Ownership Structure: Farms with concentrated ownership—where a few shareholders hold a large stake—tend to have better survival rates. Concentrated ownership likely leads to stronger oversight and more efficient management, as major shareholders have a vested interest in the farm’s success.
Financial Performance: Financial health is crucial. Farms with higher profitability, better labor productivity, and strong solvency are better equipped to weather economic downturns and market fluctuations. Access to capital and the ability to invest in new technologies also play a significant role in ensuring long-term stability.
Farm Size and Age: Larger farms, while initially more vulnerable to market risks, tend to become more resilient over time. Similarly, younger farms are more prone to failure in their early years but gain stability as they grow and adapt. This reflects the complex relationship between farm scale and resilience.
Country-Level Factors: National conditions such as agricultural land availability and trade openness also play a role. In countries with abundant land and more liberal trade policies, corporate farms tend to perform better, suggesting that policy environments and resource endowments are critical to their success.
Policy Implications for Agriculture in CEE
The survival of corporate farms has major implications for agricultural policy in CEE countries. These farms are now key players in the region’s food production systems and contribute significantly to food security. Understanding the factors behind their resilience can help policymakers design better support mechanisms for farms of all sizes.

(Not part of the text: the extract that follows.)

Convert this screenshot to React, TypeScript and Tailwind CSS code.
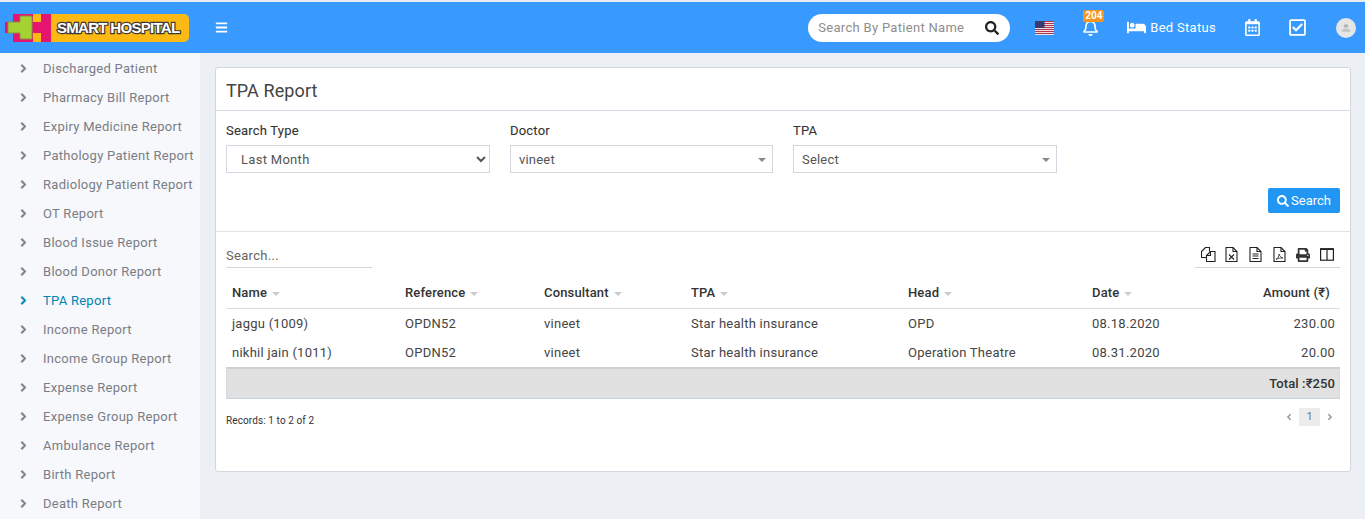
import { FaAngleLeft, FaAngleRight, FaBars, FaBed, FaChevronRight, FaPrint, FaRegBell, FaRegCalendarAlt, FaRegCheckSquare, FaSearch } from 'react-icons/fa';

const reports = [
  'Discharged Patient',
  'Pharmacy Bill Report',
  'Expiry Medicine Report',
  'Pathology Patient Report',
  'Radiology Patient Report',
  'OT Report',
  'Blood Issue Report',
  'Blood Donor Report',
  'TPA Report',
  'Income Report',
  'Income Group Report',
  'Expense Report',
  'Expense Group Report',
  'Ambulance Report',
  'Birth Report',
  'Death Report',
];

const columns = [
  { label: 'Name', width: 'w-[173px]' },
  { label: 'Reference', width: 'w-[139px]' },
  { label: 'Consultant', width: 'w-[147px]' },
  { label: 'TPA', width: 'w-[217px]' },
  { label: 'Head', width: 'w-[184px]' },
  { label: 'Date', width: 'w-[120px]' },
];

const rows = [
  ['jaggu (1009)', 'OPDN52', 'vineet', 'Star health insurance', 'OPD', '08.18.2020', '230.00'],
  ['nikhil jain (1011)', 'OPDN52', 'vineet', 'Star health insurance', 'Operation Theatre', '08.31.2020', '20.00'],
];

function DocIcon({ children }: { children?: React.ReactNode }) {
  return (
    <svg width="13" height="15" viewBox="0 0 13 15" fill="none" stroke="#222" strokeWidth="1.100">
      <path d="M1 .5h7l4 4v10H1z" />
      <path d="M8 .5v4h4" />
      {children}
    </svg>
  );
}

function CopyIcon() {
  return (
    <svg width="15" height="15" viewBox="0 0 15 15" fill="none" stroke="#222" strokeWidth="1.100">
      <path d="M4.500 .5h4v4M4.500 .5l-4 4v6h5" />
      <path d="M5.500 8.500l4-4h4.500v10h-8.500z" />
      <path d="M9.500 4.500v4h-4" />
    </svg>
  );
}

function ColumnsIcon() {
  return (
    <svg width="14" height="13" viewBox="0 0 14 13" fill="none" stroke="#222" strokeWidth="1.200">
      <rect x=".6" y=".8" width="12.800" height="11.400" />
      <path d="M7 1v11" />
      <path d="M.6 1.200h12.800" strokeWidth="1.600" />
    </svg>
  );
}

const toolbar = [
  <CopyIcon key="copy" />,
  <DocIcon key="excel">
    <path d="M4 7.500l5 5M9 7.500l-5 5" />
  </DocIcon>,
  <DocIcon key="csv">
    <path d="M3.500 7h6M3.500 9h6M3.500 11.500h6" />
  </DocIcon>,
  <DocIcon key="pdf">
    <path d="M3 12.500c2-1 3-3.500 3-5.500 .5 2 2 3.500 4 4-2.500-.2-5 .3-7 1.500z" strokeWidth=".8" />
  </DocIcon>,
  <FaPrint key="print" className="text-[14px] text-[#333]" />,
  <ColumnsIcon key="columns" />,
];

function Logo() {
  return (
    <div className="flex h-[28px] w-[184px] items-center">
      <svg width="46" height="28" viewBox="0 0 46 28" className="shrink-0">
        <rect x="8" y="0" width="38" height="28" fill="#e5146f" />
        <rect x="0" y="8" width="8" height="11" fill="#e5146f" />
        <path d="M15 2h12v23H15v-6H3V8h12z" fill="#a4d233" stroke="#8a8f3a" strokeWidth="1" />
        <rect x="28" y="0" width="8" height="8" fill="#fdb913" />
        <rect x="28" y="19" width="8" height="9" fill="#fdb913" />
      </svg>
      <div className="flex h-[28px] flex-1 items-center rounded-r-[5px] bg-[#fdb913] pl-[6px] text-[15px] font-bold leading-none tracking-[-0.7px] whitespace-nowrap text-white [font-family:'Liberation_Sans',sans-serif] [-webkit-text-stroke:2.4px_#3a3a3a] [paint-order:stroke_fill]">
        SMART HOSPITAL
      </div>
    </div>
  );
}

function Flag() {
  return (
    <svg width="19" height="14" viewBox="0 0 19 14">
      <rect width="19" height="14" fill="#f4f4f8" />
      {[0, 2, 4, 6, 8, 10, 12].map((y) => (
        <rect key={y} y={y} width="19" height="1.100" fill="#b4354a" />
      ))}
      <rect width="9.500" height="7" fill="#3a3a6e" />
    </svg>
  );
}

function Caret({ className }: { className: string }) {
  return <span className={`inline-block h-0 w-0 border-x-[4px] border-t-[4px] border-x-transparent ${className}`} />;
}

function Select2({ value, width }: { value: string; width: string }) {
  return (
    <div className={`flex h-[28px] ${width} items-center justify-between border border-[#d2d6de] bg-white pt-[1px] pr-[6px] pl-[8px] text-[13px] tracking-[0.2px] text-[#555]`}>
      {value}
      <Caret className="border-t-[#888]" />
    </div>
  );
}

export default function App() {
  return (
    <div className="h-[519px] overflow-hidden bg-[#ecf0f5] text-[13px] text-[#444] [font-family:Roboto,sans-serif]">
      <div className="h-[2px] bg-[#e8ecf2]" />

      {/* Header */}
      <header className="flex h-[51px] items-center bg-[#3899ff] text-white">
        <div className="ml-[5px] w-[210px]">
          <Logo />
        </div>
        <FaBars className="text-[13px]" />
        <div className="ml-auto flex items-center">
          <div className="flex h-[28px] w-[202px] items-center justify-between rounded-full bg-white pr-[11px] pl-[10px]">
            <span className="text-[13px] tracking-[0.3px] text-[#8e8e8e]">Search By Patient Name</span>
            <FaSearch className="text-[14px] text-[#222]" />
          </div>
          <div className="ml-[25px]">
            <Flag />
          </div>
          <div className="relative ml-[28px]">
            <FaRegBell className="text-[17px]" />
            <span className="absolute top-[-9px] left-[1px] rounded-[2px] bg-[#f7941d] px-[2px] text-[10px] leading-[12px] font-bold">204</span>
          </div>
          <div className="ml-[28px] flex items-center gap-[4px]">
            <FaBed className="text-[19px]" />
            <span className="text-[13px] tracking-[0.3px]">Bed Status</span>
          </div>
          <FaRegCalendarAlt className="ml-[28px] text-[17px]" />
          <FaRegCheckSquare className="ml-[27px] text-[19px]" />
          <div className="mr-[9px] ml-[29px] flex h-[20px] w-[20px] items-center justify-center rounded-full bg-[#e6e6e6]">
            <svg width="12" height="12" viewBox="0 0 11 11">
              <path d="M3.500 5V3l2-1.500 2 1.500v2z" fill="#b5b5b5" />
              <path d="M1 9c1-2 2.500-3 4.500-3s3.500 1 4.500 3z" fill="#c4c4c4" />
            </svg>
          </div>
        </div>
      </header>

      <div className="flex">
        {/* Sidebar */}
        <aside className="h-[466px] w-[200px] shrink-0 bg-[#f7f8fb]">
          <ul className="pt-[1px]">
            {reports.map((item) => (
              <li
                key={item}
                className={`flex h-[29px] items-center whitespace-nowrap ${item === 'TPA Report' ? 'text-[#0084b4]' : 'text-[#7a7d85]'}`}
              >
                <FaChevronRight className="ml-[19px] w-[9px] text-[9px]" stroke="currentColor" strokeWidth={50} />
                <span className="ml-[15px] tracking-[0.28px]">{item}</span>
              </li>
            ))}
          </ul>
        </aside>

        {/* Main */}
        <main className="flex-1 pt-[14px] pr-[14px] pl-[15px]">
          <section className="h-[405px] rounded-[3px] border border-[#d2d6de] bg-white">
            <div className="flex h-[43px] items-center border-b border-[#d2dbe4] px-[10px] pt-[2px]">
              <h1 className="text-[18px] tracking-[0.1px] text-[#444]">TPA Report</h1>
            </div>

            <div className="border-b border-[#e3e3e3] px-[10px] pt-[12px]">
              <div className="flex gap-[20px]">
                <div>
                  <label className="mb-[6px] block leading-[16px] tracking-[0.2px] text-[#333] [-webkit-text-stroke:0.1px_#333]">Search Type</label>
                  <select className="h-[28px] w-[264px] border border-[#d2d6de] bg-white pl-[10px] text-[13px] tracking-[0.3px] text-[#555]" defaultValue="Last Month">
                    <option>Last Month</option>
                  </select>
                </div>
                <div>
                  <label className="mb-[6px] block leading-[16px] tracking-[0.2px] text-[#333] [-webkit-text-stroke:0.1px_#333]">Doctor</label>
                  <Select2 value="vineet" width="w-[263px]" />
                </div>
                <div>
                  <label className="mb-[6px] block leading-[16px] tracking-[0.2px] text-[#333] [-webkit-text-stroke:0.1px_#333]">TPA</label>
                  <Select2 value="Select" width="w-[264px]" />
                </div>
              </div>
              <div className="mt-[15px] flex justify-end pb-[18px]">
                <button className="flex h-[25px] w-[72px] items-center justify-center gap-[2px] rounded-[2px] bg-[#2196f3] text-[13px] text-white">
                  <FaSearch className="text-[12px]" />
                  Search
                </button>
              </div>
            </div>

            <div className="px-[10px]">
              <div className="flex h-[36px] items-end justify-between">
                <div className="w-[146px] border-b border-[#d5d5d5] pb-[2px] text-[13px] tracking-[0.3px] text-[#666]">Search...</div>
                <div className="flex w-[145px] items-center justify-end border-b border-[#d5d5d5] pr-[1px] pb-[5px]">
                  {toolbar.map((icon, i) => (
                    <span key={i} className="flex w-[23.800px] justify-center">
                      {icon}
                    </span>
                  ))}
                </div>
              </div>

              <table className="mt-[10px] w-full table-fixed border-separate border-spacing-0 leading-[19px]">
                <thead>
                  <tr className="text-left">
                    {columns.map((col) => (
                      <th key={col.label} className={`${col.width} h-[31px] border-b border-[#dcdcdc] px-[6px] pb-[1px] font-medium tracking-[0.15px] text-[#333]`}>
                        {col.label}
                        <Caret className="ml-[5px] align-middle border-t-[#ccc]" />
                      </th>
                    ))}
                    <th className="h-[31px] border-b border-[#dcdcdc] pr-[10px] pb-[1px] text-right font-medium tracking-[0.2px] text-[#333]">Amount (₹)</th>
                  </tr>
                </thead>
                <tbody>
                  {rows.map((row) => (
                    <tr key={row[0]}>
                      {row.map((cell, i) => (
                        <td key={i} className={`h-[29px] px-[6px] tracking-[0.25px] text-[#444] ${i === 6 ? 'pr-[5px] text-right' : ''}`}>
                          {cell}
                        </td>
                      ))}
                    </tr>
                  ))}
                  <tr>
                    <td colSpan={7} className="h-[32px] border border-t-2 border-t-[#d0d0d0] border-x-[#d3dbe1] border-b-[#c8d4dc] bg-[#e1e1e1] pr-[4px] text-right font-medium tracking-[0.1px] text-[#333]">
                      Total :₹250
                    </td>
                  </tr>
                </tbody>
              </table>

              <div className="mt-[9px] flex items-start justify-between">
                <span className="mt-[5px] text-[10px] tracking-[0.1px] text-[#333]">Records: 1 to 2 of 2</span>
                <div className="flex items-center gap-[5px] pr-[5px] text-[11px] text-[#777]">
                  <FaAngleLeft className="text-[10px] text-[#999]" />
                  <span className="flex h-[18px] w-[21px] items-center justify-center bg-[#ececec]">1</span>
                  <FaAngleRight className="text-[10px] text-[#999]" />
                </div>
              </div>
            </div>
          </section>
        </main>
      </div>
    </div>
  );
}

One takeaway is the importance of legal and ownership structures. Joint-stock companies and farms with concentrated ownership may be better equipped to navigate modern agricultural markets, suggesting that policies promoting good governance could strengthen the sector.
Another key finding is the importance of financial support. Ensuring that farms have access to credit and resources to invest in new technologies can improve their competitiveness and long-term survival. Financial health is a critical determinant of farm success.
Looking Ahead: Corporate Farming’s Future in CEE
As CEE countries continue to integrate into global markets, corporate farms are likely to remain a central force in the region’s agricultural landscape. However, their ongoing success will depend on a combination of internal factors—such as ownership structures and financial health—and external influences, including policy frameworks and market conditions.
Our study provides a roadmap for understanding how large corporate farms have managed to survive and thrive in CEE. As agriculture in the region evolves, the lessons learned from these corporate farms could help inform policies that support other types of farms and contribute to a more resilient agricultural future.